What Azure, AWS Outages Reveal About Resilience
Oct. 29, 2025
For years, the promise of the cloud has been reliability, scalability, and always-on service. But the past few months have reminded us that even the strongest systems have weak spots.
Today’s global Microsoft Azure outage caused businesses to lose access to core applications and infrastructure. Tens of thousands of users experienced connectivity issues, authentication failures prevented users from logging into enterprise systems, and customer-facing websites for many businesses were inaccessible.
Microsoft deployed a fix to address an outage of their Azure cloud portal that left users unable to access Office 365, Minecraft, and other services. Users reported issues with Xbox Live. Costco, Starbucks, and other services.
Initially, Microsoft reported it as DNS issues on their Azure status page, stating: "Starting at approximately 16:00 UTC, we began experiencing DNS issues resulting in availability degradation of some services."
However, Microsoft later revised their explanation. According to an update at 13:06 EDT (around 1 PM Eastern), Microsoft changed its assessment, specifically identifying an Azure Front Door configuration problem as the root cause.
The updated statement said: "We suspect that an inadvertent configuration change as the trigger event for this issue."
Alaska Airlines made it clear on X that travelers should blame Azure, not Alaska Air, for delays and check-in issues.
Unfortunate Timing
The Azure outage hit mere hours before Microsoft was set to release its quarterly earnings report. And just over a week after a massive outage of Amazon’s cloud computing service, Amazon Web Services (AWS), took down online services, including social media, gaming, food delivery, streaming and financial platforms, according to the Associated Press (AP).

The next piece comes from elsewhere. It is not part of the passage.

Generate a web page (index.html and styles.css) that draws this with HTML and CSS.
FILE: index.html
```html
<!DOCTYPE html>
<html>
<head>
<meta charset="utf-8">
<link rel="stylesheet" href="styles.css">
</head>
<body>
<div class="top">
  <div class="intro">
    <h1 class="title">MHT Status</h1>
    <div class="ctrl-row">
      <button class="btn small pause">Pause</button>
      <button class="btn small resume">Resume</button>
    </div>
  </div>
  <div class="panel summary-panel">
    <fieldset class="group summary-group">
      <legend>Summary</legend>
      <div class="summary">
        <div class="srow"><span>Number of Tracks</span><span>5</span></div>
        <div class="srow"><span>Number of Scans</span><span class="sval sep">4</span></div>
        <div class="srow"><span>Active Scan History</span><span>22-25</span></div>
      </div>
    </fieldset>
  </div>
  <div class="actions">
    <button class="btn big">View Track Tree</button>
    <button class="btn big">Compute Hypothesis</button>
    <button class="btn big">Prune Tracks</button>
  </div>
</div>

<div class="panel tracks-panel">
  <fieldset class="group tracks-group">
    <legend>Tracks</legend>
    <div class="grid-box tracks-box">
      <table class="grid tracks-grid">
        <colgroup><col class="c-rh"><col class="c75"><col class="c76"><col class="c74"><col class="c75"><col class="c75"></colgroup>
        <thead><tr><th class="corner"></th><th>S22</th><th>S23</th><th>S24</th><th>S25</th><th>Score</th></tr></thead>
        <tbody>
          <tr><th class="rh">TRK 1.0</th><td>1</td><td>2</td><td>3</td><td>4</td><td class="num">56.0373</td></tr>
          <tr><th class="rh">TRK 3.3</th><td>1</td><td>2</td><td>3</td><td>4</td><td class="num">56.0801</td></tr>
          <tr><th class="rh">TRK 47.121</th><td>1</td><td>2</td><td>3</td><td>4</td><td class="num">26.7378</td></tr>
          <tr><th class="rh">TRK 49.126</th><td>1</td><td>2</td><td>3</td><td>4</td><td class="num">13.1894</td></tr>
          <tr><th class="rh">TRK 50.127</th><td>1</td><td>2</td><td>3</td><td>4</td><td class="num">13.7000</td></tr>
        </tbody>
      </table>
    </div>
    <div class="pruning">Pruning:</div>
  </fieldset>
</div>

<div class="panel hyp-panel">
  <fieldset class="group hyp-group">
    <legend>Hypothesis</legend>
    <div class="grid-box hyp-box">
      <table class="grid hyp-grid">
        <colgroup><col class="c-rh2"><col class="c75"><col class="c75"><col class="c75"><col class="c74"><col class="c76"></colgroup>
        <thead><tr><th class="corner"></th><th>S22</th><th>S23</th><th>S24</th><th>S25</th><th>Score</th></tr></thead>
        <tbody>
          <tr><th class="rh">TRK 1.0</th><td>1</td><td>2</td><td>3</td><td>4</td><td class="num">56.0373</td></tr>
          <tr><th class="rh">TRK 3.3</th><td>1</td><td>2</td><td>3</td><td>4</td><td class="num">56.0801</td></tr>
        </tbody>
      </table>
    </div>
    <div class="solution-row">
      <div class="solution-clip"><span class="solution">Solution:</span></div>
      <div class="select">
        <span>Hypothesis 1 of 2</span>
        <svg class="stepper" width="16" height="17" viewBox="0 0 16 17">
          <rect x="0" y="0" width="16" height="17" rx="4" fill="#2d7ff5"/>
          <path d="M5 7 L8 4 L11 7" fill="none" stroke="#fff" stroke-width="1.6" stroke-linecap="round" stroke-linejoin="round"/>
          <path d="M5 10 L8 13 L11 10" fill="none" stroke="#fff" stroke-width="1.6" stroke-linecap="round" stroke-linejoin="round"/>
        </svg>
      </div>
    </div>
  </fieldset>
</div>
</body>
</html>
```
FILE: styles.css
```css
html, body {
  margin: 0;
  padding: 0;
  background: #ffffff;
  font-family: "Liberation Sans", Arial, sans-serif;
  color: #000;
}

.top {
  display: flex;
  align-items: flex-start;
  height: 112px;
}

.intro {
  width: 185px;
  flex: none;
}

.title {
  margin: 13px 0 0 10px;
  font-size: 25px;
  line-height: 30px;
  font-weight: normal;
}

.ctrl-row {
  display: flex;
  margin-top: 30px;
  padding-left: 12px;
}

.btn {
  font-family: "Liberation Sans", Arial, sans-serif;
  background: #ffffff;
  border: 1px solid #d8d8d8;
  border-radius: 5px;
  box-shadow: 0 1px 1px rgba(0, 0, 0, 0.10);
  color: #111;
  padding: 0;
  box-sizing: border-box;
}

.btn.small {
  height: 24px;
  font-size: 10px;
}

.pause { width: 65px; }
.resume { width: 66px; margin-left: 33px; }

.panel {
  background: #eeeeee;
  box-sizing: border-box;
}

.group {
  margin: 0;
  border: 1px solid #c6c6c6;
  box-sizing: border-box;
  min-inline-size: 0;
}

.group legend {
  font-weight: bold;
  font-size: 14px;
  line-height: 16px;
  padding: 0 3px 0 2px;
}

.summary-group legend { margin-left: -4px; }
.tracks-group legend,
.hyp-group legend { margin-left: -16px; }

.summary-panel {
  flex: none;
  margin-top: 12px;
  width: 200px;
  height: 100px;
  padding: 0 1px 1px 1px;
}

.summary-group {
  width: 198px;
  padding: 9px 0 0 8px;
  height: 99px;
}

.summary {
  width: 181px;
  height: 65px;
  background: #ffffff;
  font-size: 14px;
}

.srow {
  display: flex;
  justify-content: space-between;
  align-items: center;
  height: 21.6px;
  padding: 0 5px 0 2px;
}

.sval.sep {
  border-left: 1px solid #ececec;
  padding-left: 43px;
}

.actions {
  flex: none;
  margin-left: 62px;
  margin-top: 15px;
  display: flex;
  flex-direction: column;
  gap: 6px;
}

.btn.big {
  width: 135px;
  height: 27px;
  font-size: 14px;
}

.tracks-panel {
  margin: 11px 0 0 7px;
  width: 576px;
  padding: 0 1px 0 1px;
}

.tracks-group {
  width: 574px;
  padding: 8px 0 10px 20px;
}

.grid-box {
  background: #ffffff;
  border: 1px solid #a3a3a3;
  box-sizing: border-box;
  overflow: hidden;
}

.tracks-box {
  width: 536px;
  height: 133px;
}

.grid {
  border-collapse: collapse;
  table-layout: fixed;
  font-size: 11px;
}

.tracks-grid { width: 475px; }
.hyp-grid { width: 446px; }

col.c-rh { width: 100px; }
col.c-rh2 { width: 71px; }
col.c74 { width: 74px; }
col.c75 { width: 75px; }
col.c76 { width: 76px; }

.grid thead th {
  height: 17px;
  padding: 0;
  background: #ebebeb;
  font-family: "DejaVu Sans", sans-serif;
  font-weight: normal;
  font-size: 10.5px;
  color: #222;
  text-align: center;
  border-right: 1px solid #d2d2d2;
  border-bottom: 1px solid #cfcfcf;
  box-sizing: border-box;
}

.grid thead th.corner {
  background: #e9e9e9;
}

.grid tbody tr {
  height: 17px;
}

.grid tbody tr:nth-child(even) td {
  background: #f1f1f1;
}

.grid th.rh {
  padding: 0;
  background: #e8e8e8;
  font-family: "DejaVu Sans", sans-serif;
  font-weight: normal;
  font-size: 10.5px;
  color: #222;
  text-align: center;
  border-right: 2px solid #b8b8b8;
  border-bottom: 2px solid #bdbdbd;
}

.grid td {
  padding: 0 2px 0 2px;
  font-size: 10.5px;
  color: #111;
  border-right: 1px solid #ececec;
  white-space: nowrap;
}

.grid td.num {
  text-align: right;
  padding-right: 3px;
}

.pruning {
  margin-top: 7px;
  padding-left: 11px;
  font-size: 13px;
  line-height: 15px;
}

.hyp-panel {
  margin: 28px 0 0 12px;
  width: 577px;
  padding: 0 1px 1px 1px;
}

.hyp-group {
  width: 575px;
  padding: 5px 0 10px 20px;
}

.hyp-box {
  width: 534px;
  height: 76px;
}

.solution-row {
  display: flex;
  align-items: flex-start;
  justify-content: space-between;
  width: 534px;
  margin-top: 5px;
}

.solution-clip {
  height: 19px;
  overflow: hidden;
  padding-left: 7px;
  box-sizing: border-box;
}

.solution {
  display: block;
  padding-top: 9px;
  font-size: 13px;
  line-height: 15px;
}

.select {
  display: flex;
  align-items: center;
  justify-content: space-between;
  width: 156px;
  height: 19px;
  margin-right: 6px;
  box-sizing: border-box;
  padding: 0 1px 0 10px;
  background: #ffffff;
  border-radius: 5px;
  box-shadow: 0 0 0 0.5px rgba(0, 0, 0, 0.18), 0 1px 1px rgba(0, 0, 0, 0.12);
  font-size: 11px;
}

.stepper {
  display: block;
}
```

From Alexa to The New York Times, Slack, and GoDaddy, the AWS outage reminded us how deeply embedded cloud infrastructure is in our daily lives.
Then today’s Azure failure drove that point home even more.
Together, these incidents show that downtime is not a thing of the past. It’s part of the reality of modern digital operations. Amazon is the dominant provider of cloud computing services, but Microsoft ranks second, ahead of Google, in most markets, according to the AP.
Both outages highlight the vulnerability of our internet infrastructure when major cloud providers experience technical difficulties. With AWS controlling about 30% of the cloud market and Azure around 23%, disruptions to these services have far-reaching consequences across multiple industries and services.
Impact
- Millions of users worldwide couldn't access essential online services
- Major global companies including Netflix, Starbucks, and United Airlines experienced disruptions
- Downdetector recorded about 50,000 reports at the outage’s peak
- Businesses that relied on AWS for storage, databases, and hosting were affected
- Both consumer and enterprise applications experienced downtime
The Cloud Has Become a Utility
STACK Cybersecurity recently shared insight with Corp! Magazine in the article “AWS Outage Shows Fragility of Cloud Computing.” The discussion focused on how dependent many companies have become on a single cloud ecosystem, often without realizing how much risk that creates.
“These outages aren’t just technical issues,” said Rich Miller, Founder and CEO of STACK Cybersecurity. “They’re operational challenges. When cloud systems fail, companies feel it in real time in productivity, in customer trust, and in their bottom line.”
His point hits home. The Cloud is a utility. When it fails, the effects ripple far beyond IT.
Why This Matters for Business Leaders
For executives and business owners, the takeaway is simple: resilience isn’t automatic just because you use the cloud. It must be designed, tested, and managed.
Think about your own company:
- How many of your systems depend on one provider?
- If that provider goes offline, do you have another route to continue operations?
- Can your team keep working if communication tools or shared platforms are unavailable?
Every firm that relies on cloud computing needs clear answers to those questions. A few hours of downtime can mean missed deadlines, delayed transactions, and frustrated clients.
Diversity Builds Resilience
At STACK Cybersecurity, we believe that true resilience comes from diversity, not dependency. That means creating systems and data flows that stay flexible even when one vendor has problems.
Our alignment with Adaptive Data Networks (ADN) reflects that mindset. ADN’s adaptive routing and redundant network design have held strong through recent disruptions, giving businesses an extra layer of continuity when cloud giants stumbled. It’s not about replacing the cloud. It’s about supporting it with smarter infrastructure.
Strengthening Resilience
Every company can strengthen its resilience by doing three simple things:
- Review your dependencies. Identify where your data and operations live, and what happens if those systems fail.
- Test your continuity plan. Run tabletop exercises or downtime simulations to find gaps before real incidents occur.
- Build in redundancy. Use multiple regions, platforms, or providers where practical, and partner with teams who prioritize uptime.
No Uninterrupted Service
Cloud computing has transformed the way businesses operate. But as recent events prove, no single provider can promise uninterrupted service. The companies that will stay ahead are those that plan for failure, communicate clearly, and invest in layered resilience.
At STACK Cybersecurity, we help firms prepare for that reality, not with fear, but with foresight.